◆ **What you are asked to do**: Report the number of lines that include "components", with no additional text.

◆ **Records for the exercise**:
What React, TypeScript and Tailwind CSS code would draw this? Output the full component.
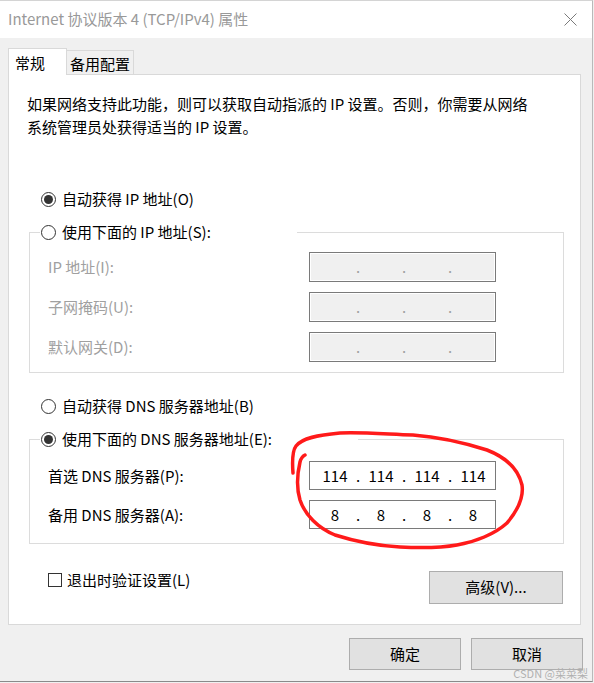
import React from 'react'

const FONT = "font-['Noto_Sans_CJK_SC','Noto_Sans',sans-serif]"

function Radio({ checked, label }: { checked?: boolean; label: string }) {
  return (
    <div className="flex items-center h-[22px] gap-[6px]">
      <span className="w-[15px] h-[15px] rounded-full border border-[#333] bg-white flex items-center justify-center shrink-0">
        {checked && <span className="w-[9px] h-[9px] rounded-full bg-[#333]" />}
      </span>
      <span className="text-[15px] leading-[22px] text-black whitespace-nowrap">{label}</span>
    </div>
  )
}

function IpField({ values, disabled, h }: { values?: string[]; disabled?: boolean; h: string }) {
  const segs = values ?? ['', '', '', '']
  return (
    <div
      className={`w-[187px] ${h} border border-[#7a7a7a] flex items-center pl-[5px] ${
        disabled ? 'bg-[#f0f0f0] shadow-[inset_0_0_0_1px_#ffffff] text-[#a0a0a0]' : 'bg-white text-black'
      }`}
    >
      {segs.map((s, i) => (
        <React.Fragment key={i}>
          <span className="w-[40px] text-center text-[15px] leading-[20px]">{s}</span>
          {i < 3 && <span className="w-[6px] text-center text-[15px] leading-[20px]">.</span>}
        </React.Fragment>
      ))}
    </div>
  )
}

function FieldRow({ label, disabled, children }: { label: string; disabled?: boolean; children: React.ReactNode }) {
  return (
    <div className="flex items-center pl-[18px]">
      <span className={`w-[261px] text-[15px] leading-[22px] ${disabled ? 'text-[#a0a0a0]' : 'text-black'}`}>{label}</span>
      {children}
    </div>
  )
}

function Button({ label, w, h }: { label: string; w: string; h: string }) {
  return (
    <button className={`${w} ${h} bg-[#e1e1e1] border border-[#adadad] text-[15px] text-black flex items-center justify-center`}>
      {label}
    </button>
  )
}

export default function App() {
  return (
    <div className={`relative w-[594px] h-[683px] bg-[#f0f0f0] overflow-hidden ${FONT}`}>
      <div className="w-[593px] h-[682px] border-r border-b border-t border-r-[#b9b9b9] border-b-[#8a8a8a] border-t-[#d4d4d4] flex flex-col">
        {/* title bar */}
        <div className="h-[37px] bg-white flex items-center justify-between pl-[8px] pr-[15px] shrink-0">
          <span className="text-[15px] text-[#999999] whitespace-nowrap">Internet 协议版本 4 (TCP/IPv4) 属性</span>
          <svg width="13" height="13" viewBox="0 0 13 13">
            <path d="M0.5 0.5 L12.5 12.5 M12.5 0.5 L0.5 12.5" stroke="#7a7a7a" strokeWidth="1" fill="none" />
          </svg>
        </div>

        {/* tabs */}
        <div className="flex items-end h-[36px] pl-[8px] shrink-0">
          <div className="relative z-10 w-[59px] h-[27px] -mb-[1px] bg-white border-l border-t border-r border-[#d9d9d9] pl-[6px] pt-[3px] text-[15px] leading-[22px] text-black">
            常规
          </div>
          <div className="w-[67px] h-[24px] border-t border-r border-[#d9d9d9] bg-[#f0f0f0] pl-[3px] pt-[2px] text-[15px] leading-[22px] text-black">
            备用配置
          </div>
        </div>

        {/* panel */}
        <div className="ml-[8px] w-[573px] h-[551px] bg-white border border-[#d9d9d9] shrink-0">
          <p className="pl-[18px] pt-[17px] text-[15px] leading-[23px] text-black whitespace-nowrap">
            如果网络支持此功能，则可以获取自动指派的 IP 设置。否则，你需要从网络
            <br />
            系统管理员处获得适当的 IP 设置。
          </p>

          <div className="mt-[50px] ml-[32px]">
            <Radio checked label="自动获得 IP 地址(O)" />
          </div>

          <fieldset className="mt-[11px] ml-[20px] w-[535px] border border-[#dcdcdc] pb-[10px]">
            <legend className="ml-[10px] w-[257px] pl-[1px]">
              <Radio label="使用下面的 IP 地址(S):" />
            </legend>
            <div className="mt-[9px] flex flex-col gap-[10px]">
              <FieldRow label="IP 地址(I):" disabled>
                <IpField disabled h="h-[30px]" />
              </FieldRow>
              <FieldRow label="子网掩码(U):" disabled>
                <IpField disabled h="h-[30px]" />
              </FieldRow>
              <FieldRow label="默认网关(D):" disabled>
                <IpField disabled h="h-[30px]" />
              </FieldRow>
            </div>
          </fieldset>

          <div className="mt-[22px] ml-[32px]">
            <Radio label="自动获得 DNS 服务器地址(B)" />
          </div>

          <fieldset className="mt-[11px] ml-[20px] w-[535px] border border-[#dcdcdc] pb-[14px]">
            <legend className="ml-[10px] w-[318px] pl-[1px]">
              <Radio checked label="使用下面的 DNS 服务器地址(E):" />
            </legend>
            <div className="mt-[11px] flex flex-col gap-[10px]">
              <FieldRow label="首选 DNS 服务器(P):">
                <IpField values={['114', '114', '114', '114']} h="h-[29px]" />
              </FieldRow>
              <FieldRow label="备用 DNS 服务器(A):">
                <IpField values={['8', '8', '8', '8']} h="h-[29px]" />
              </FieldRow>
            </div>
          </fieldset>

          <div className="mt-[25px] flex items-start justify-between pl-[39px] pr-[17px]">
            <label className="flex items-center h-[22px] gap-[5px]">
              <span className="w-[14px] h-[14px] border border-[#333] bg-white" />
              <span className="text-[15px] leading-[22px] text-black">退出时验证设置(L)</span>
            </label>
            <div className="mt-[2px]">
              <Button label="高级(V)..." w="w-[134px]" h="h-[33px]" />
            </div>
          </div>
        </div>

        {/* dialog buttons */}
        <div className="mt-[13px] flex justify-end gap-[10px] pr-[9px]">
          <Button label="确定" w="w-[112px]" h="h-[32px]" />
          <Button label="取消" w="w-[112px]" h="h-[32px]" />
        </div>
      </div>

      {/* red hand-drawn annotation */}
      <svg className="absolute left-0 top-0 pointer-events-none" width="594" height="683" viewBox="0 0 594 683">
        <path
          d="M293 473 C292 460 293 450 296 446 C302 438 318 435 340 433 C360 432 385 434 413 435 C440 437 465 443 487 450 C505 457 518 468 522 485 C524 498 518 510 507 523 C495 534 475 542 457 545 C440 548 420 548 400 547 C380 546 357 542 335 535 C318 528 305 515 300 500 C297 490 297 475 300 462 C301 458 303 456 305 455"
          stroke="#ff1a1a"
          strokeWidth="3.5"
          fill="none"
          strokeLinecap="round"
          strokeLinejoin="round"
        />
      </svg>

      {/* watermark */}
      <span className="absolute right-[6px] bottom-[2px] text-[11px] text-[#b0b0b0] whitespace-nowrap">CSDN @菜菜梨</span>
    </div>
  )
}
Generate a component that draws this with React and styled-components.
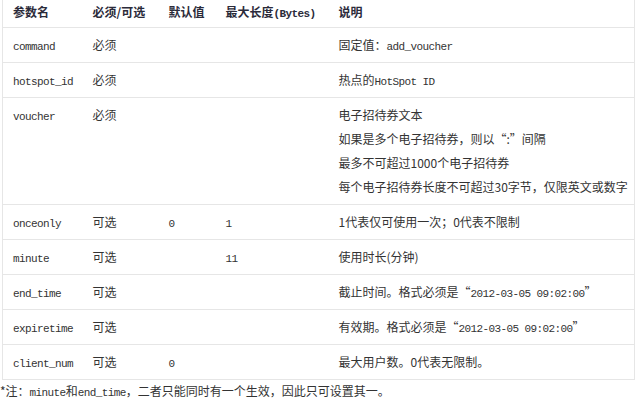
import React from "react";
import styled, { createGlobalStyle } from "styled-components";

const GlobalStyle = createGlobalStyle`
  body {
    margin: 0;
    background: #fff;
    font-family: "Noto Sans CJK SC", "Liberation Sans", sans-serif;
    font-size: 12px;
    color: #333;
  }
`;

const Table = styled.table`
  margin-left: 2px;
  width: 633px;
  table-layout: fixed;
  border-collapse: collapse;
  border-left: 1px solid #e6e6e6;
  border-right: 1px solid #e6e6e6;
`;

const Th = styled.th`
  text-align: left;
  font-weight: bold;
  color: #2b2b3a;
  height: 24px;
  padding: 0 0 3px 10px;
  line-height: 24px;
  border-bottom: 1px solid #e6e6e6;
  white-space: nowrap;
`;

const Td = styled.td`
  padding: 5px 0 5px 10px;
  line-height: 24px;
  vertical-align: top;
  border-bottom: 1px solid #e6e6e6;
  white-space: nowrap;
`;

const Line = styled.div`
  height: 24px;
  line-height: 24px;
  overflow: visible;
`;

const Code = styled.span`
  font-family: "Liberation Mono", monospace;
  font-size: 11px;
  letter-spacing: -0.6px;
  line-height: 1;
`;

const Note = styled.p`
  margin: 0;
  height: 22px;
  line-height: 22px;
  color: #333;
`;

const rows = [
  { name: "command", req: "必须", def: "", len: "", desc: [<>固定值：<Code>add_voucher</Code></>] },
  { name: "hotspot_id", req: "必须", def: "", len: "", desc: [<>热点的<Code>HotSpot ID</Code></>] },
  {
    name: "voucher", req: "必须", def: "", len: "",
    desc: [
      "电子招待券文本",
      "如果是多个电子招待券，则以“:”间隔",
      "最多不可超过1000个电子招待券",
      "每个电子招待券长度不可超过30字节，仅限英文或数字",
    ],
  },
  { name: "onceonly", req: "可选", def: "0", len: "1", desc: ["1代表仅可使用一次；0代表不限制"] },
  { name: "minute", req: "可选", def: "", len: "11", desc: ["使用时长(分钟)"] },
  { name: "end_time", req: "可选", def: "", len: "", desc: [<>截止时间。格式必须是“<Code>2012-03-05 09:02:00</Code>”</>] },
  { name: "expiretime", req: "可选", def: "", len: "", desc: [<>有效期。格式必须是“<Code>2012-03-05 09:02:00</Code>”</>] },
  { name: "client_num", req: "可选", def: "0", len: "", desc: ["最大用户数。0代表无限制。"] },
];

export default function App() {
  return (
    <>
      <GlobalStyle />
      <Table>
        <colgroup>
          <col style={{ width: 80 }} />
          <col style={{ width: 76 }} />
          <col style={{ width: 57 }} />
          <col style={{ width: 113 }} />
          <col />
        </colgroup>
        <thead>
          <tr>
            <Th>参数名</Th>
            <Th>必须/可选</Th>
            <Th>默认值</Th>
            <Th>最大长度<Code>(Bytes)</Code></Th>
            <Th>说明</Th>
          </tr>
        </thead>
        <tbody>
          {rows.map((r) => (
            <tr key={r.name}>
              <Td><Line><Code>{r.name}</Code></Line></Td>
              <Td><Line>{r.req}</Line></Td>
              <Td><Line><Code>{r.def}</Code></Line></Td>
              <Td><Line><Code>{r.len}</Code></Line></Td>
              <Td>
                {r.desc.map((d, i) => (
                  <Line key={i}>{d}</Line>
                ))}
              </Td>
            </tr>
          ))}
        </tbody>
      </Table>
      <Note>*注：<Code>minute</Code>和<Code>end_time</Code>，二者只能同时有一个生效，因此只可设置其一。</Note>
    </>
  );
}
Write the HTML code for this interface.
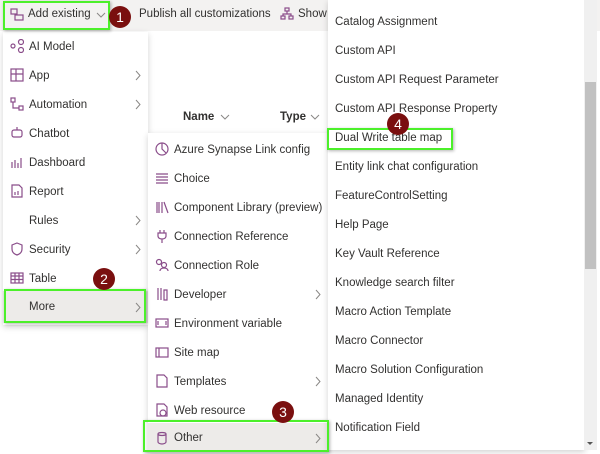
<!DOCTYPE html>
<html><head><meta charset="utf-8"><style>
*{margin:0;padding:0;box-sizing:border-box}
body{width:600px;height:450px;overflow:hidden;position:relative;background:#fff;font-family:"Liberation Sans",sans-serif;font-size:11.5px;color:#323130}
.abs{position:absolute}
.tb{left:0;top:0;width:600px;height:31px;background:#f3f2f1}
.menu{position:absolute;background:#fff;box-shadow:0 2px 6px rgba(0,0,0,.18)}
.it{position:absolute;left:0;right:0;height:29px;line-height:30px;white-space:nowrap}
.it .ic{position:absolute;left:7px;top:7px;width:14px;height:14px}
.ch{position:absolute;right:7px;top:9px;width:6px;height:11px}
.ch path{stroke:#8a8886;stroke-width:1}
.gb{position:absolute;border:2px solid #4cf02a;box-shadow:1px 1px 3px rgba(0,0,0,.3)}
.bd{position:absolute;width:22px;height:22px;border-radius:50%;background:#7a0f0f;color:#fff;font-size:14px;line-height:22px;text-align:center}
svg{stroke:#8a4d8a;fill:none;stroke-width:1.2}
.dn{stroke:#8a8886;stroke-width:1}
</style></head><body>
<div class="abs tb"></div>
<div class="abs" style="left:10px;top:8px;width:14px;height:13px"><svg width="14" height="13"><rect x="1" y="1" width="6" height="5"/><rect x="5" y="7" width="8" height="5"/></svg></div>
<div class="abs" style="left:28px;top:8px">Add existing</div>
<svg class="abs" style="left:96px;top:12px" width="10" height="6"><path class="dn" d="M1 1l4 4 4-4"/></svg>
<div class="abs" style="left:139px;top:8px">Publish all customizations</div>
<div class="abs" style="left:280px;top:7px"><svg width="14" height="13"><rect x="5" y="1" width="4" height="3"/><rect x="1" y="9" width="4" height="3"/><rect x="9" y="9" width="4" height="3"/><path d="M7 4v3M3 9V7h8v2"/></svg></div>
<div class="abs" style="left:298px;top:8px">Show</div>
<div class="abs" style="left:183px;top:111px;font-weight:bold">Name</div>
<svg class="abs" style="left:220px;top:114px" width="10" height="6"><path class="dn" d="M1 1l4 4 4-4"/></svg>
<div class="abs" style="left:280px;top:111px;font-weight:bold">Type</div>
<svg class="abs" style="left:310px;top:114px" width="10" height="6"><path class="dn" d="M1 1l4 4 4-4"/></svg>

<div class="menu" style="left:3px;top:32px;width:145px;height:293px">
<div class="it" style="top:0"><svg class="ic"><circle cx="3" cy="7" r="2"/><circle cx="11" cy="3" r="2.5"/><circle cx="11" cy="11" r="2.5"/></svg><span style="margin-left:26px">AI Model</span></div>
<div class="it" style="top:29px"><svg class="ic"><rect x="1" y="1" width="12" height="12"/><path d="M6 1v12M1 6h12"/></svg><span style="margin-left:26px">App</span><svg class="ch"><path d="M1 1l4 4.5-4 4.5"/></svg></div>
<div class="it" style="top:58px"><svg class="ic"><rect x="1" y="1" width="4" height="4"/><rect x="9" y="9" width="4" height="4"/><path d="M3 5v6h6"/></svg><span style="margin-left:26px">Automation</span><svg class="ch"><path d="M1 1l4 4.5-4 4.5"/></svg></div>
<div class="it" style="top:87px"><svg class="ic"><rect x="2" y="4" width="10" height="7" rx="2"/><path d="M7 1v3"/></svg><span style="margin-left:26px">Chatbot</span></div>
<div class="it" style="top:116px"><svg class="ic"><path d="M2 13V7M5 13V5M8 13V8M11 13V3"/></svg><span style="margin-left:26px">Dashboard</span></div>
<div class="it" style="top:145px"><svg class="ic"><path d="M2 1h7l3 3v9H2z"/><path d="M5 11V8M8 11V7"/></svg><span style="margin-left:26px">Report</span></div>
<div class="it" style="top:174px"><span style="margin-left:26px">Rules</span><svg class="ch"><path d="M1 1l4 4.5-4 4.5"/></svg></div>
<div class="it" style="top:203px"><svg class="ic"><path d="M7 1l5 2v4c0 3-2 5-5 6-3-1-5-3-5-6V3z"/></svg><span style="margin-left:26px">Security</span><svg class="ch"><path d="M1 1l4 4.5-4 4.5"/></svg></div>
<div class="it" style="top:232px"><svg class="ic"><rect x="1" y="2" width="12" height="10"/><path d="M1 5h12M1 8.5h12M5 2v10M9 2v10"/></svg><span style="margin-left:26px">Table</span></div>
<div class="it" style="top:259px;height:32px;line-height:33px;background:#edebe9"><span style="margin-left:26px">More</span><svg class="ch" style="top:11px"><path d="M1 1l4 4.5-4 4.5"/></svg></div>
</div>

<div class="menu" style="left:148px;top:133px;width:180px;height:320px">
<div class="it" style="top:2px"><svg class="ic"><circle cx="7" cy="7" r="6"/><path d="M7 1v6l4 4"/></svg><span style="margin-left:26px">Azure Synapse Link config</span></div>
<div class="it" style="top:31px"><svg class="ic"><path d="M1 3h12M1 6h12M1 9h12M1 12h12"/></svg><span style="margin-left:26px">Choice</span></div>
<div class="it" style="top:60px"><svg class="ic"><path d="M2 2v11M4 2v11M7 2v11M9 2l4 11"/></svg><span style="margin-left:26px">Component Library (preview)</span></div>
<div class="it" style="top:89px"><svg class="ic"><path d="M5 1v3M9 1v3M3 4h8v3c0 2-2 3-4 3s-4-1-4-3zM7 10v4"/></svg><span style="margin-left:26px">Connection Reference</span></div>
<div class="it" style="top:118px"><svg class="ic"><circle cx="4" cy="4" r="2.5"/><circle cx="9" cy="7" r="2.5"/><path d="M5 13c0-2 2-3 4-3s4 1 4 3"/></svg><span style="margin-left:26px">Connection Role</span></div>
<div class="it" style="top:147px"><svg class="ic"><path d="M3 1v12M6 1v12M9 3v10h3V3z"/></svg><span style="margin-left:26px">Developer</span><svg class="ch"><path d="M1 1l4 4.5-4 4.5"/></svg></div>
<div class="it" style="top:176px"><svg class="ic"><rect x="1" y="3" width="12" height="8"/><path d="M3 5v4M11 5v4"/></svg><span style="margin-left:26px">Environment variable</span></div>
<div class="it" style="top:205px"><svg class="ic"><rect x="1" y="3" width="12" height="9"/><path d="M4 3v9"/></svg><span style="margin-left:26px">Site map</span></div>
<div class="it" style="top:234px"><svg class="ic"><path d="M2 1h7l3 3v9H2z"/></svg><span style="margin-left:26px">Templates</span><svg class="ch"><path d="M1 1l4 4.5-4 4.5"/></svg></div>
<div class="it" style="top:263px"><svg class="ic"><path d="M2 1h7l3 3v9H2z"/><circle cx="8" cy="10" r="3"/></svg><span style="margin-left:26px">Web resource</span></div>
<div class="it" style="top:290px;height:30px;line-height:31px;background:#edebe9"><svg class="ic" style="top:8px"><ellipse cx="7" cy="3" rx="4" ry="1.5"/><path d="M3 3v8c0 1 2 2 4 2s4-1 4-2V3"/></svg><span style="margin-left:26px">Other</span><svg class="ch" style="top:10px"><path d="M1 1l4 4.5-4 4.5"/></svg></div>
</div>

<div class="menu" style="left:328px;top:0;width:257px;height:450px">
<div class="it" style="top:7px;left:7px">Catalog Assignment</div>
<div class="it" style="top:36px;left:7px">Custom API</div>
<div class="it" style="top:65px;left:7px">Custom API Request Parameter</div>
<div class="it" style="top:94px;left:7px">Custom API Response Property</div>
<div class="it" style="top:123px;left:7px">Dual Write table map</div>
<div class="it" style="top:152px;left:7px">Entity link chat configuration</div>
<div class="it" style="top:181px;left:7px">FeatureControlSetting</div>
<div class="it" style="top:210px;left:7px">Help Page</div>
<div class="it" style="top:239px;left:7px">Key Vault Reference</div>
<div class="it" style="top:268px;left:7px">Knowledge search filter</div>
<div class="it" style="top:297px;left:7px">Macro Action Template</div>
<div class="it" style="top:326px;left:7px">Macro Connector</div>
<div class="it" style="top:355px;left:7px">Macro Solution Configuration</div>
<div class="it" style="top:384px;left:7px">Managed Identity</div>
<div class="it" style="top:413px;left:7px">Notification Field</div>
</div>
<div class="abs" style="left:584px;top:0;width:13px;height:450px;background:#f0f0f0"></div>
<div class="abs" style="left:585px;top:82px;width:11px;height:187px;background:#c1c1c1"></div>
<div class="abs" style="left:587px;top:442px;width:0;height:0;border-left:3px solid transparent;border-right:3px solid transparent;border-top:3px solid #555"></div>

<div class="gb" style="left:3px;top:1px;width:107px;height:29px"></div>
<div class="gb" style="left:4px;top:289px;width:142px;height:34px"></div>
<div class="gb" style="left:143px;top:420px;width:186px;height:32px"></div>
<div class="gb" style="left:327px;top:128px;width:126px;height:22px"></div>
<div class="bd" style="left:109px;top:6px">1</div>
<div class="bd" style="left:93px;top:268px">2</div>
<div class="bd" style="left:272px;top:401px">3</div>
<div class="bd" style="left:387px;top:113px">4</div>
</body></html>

◆ **Task response**: 2